*Records to use*:
#####

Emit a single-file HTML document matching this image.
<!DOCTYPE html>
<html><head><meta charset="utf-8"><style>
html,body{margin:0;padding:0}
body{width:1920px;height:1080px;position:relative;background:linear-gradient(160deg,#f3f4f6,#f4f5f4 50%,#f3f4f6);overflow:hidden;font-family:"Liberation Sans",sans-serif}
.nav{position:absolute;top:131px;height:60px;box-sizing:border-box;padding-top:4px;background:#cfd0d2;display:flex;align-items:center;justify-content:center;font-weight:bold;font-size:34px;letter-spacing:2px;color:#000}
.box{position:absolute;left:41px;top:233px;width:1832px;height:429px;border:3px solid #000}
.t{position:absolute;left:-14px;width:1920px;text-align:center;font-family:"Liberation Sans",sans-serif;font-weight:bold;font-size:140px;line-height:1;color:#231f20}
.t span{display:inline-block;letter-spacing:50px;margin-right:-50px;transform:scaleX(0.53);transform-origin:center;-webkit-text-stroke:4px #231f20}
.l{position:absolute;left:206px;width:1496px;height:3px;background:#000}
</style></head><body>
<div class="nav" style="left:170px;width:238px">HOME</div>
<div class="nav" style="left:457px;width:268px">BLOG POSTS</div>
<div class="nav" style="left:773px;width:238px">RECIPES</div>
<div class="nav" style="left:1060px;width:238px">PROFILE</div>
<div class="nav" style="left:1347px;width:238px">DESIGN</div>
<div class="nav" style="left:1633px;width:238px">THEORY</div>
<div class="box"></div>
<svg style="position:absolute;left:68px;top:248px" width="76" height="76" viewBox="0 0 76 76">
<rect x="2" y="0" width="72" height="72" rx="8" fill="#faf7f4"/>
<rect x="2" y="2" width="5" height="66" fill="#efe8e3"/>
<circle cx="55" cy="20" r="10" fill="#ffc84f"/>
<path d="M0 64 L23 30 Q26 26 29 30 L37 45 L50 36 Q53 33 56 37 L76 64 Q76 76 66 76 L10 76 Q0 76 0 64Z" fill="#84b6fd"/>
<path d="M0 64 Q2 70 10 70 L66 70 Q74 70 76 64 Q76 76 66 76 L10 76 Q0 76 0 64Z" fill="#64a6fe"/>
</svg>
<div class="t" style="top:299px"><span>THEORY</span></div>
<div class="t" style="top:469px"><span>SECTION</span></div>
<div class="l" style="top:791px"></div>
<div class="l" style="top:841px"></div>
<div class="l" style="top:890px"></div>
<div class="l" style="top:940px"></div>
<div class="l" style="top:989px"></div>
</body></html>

#####

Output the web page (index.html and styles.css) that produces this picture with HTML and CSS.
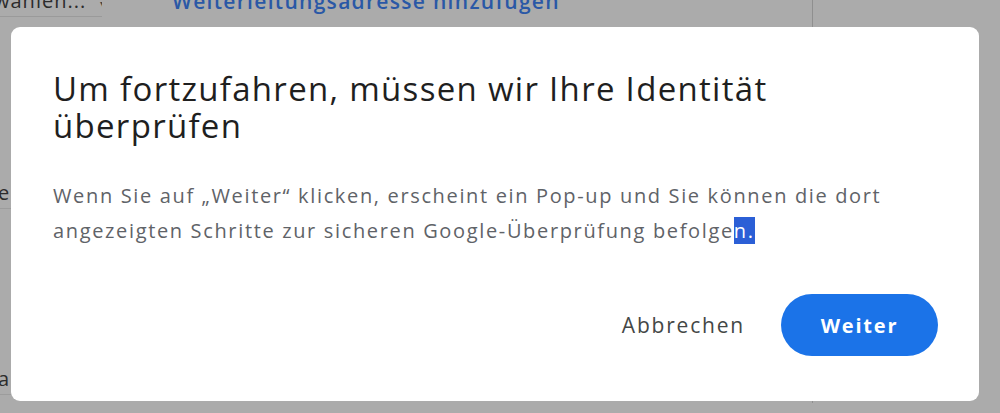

#####

Make a copy of each line that contains the string "this".

*Solved exercise*:
Emit a single-file HTML document matching this image.
Output the web page (index.html and styles.css) that produces this picture with HTML and CSS.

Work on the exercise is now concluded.